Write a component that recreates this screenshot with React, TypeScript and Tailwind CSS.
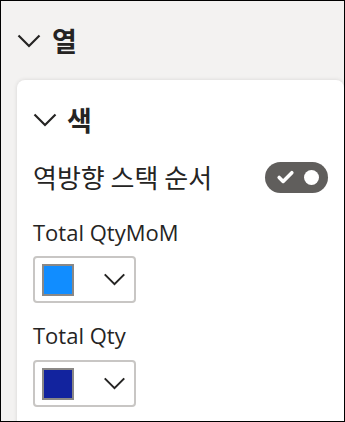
import { Check } from "lucide-react"

function Chevron({ className }: { className?: string }) {
  return (
    <svg viewBox="0 0 24 14" className={className} fill="none" stroke="currentColor" strokeWidth="2.2">
      <path d="M1.5 1.5 L12 12 L22.5 1.5" />
    </svg>
  )
}

function ColorPicker({ color }: { color: string }) {
  return (
    <div className="flex h-[47px] w-[103px] items-center justify-between rounded-[4px] border-2 border-[#c8c6c4] pl-[7px] pr-[8px]">
      <div className="h-[32px] w-[32px] border-2 border-[#8a8886]" style={{ background: color }} />
      <Chevron className="h-[13px] w-[23px] text-[#252423]" />
    </div>
  )
}

const kr = { fontFamily: '"Noto Sans CJK KR", sans-serif' }

export default function App() {
  return (
    <div
      className="h-[422px] w-[345px] overflow-hidden border border-black bg-[#f3f2f1] text-[#252423]"
      style={{ fontFamily: '"Open Sans", "Noto Sans CJK KR", sans-serif' }}
    >
      <div className="flex h-[28px] items-center gap-[11px] pl-[16px] mt-[26px]">
        <Chevron className="h-[14px] w-[24px]" />
        <span className="text-[27px] font-bold leading-[28px]" style={kr}>
          열
        </span>
      </div>

      <div className="ml-[16px] mt-[25px] h-[400px] rounded-t-[8px] bg-white pl-[16px] pr-[16px] pt-[26px] shadow-[0_0_4px_rgba(0,0,0,0.12)]">
        <div className="flex h-[28px] items-center gap-[10px]">
          <Chevron className="h-[14px] w-[24px]" />
          <span className="text-[27px] font-bold leading-[28px]" style={kr}>
            색
          </span>
        </div>

        <div className="mt-[27px] flex h-[32px] items-center justify-between">
          <span className="text-[26px] leading-[32px]" style={kr}>
            역방향 스택 순서
          </span>
          <div className="flex h-[31px] w-[63px] items-center justify-between rounded-full bg-[#605e5c] pl-[11px] pr-[9px]">
            <Check className="h-[19px] w-[19px] text-white" strokeWidth={4.5} />
            <div className="h-[15px] w-[15px] rounded-full bg-white" />
          </div>
        </div>

        <div className="mt-[24px] text-[22px] leading-[30px]">Total QtyMoM</div>
        <div className="mt-[9px]">
          <ColorPicker color="#118dff" />
        </div>

        <div className="mt-[17px] text-[22px] leading-[30px]">Total Qty</div>
        <div className="mt-[10px]">
          <ColorPicker color="#12239e" />
        </div>
      </div>
    </div>
  )
}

++++++++++++++++++++

◆ WHAT IS NEEDED
From start to finish, output the listing exactly, but omit its pictures.

◆ FINAL ANSWER
Write a component that recreates this screenshot with React, TypeScript and Tailwind CSS.
import { Check } from "lucide-react"

function Chevron({ className }: { className?: string }) {
  return (
    <svg viewBox="0 0 24 14" className={className} fill="none" stroke="currentColor" strokeWidth="2.2">
      <path d="M1.5 1.5 L12 12 L22.5 1.5" />
    </svg>
  )
}

function ColorPicker({ color }: { color: string }) {
  return (
    <div className="flex h-[47px] w-[103px] items-center justify-between rounded-[4px] border-2 border-[#c8c6c4] pl-[7px] pr-[8px]">
      <div className="h-[32px] w-[32px] border-2 border-[#8a8886]" style={{ background: color }} />
      <Chevron className="h-[13px] w-[23px] text-[#252423]" />
    </div>
  )
}

const kr = { fontFamily: '"Noto Sans CJK KR", sans-serif' }

export default function App() {
  return (
    <div
      className="h-[422px] w-[345px] overflow-hidden border border-black bg-[#f3f2f1] text-[#252423]"
      style={{ fontFamily: '"Open Sans", "Noto Sans CJK KR", sans-serif' }}
    >
      <div className="flex h-[28px] items-center gap-[11px] pl-[16px] mt-[26px]">
        <Chevron className="h-[14px] w-[24px]" />
        <span className="text-[27px] font-bold leading-[28px]" style={kr}>
          열
        </span>
      </div>

      <div className="ml-[16px] mt-[25px] h-[400px] rounded-t-[8px] bg-white pl-[16px] pr-[16px] pt-[26px] shadow-[0_0_4px_rgba(0,0,0,0.12)]">
        <div className="flex h-[28px] items-center gap-[10px]">
          <Chevron className="h-[14px] w-[24px]" />
          <span className="text-[27px] font-bold leading-[28px]" style={kr}>
            색
          </span>
        </div>

        <div className="mt-[27px] flex h-[32px] items-center justify-between">
          <span className="text-[26px] leading-[32px]" style={kr}>
            역방향 스택 순서
          </span>
          <div className="flex h-[31px] w-[63px] items-center justify-between rounded-full bg-[#605e5c] pl-[11px] pr-[9px]">
            <Check className="h-[19px] w-[19px] text-white" strokeWidth={4.5} />
            <div className="h-[15px] w-[15px] rounded-full bg-white" />
          </div>
        </div>

        <div className="mt-[24px] text-[22px] leading-[30px]">Total QtyMoM</div>
        <div className="mt-[9px]">
          <ColorPicker color="#118dff" />
        </div>

        <div className="mt-[17px] text-[22px] leading-[30px]">Total Qty</div>
        <div className="mt-[10px]">
          <ColorPicker color="#12239e" />
        </div>
      </div>
    </div>
  )
}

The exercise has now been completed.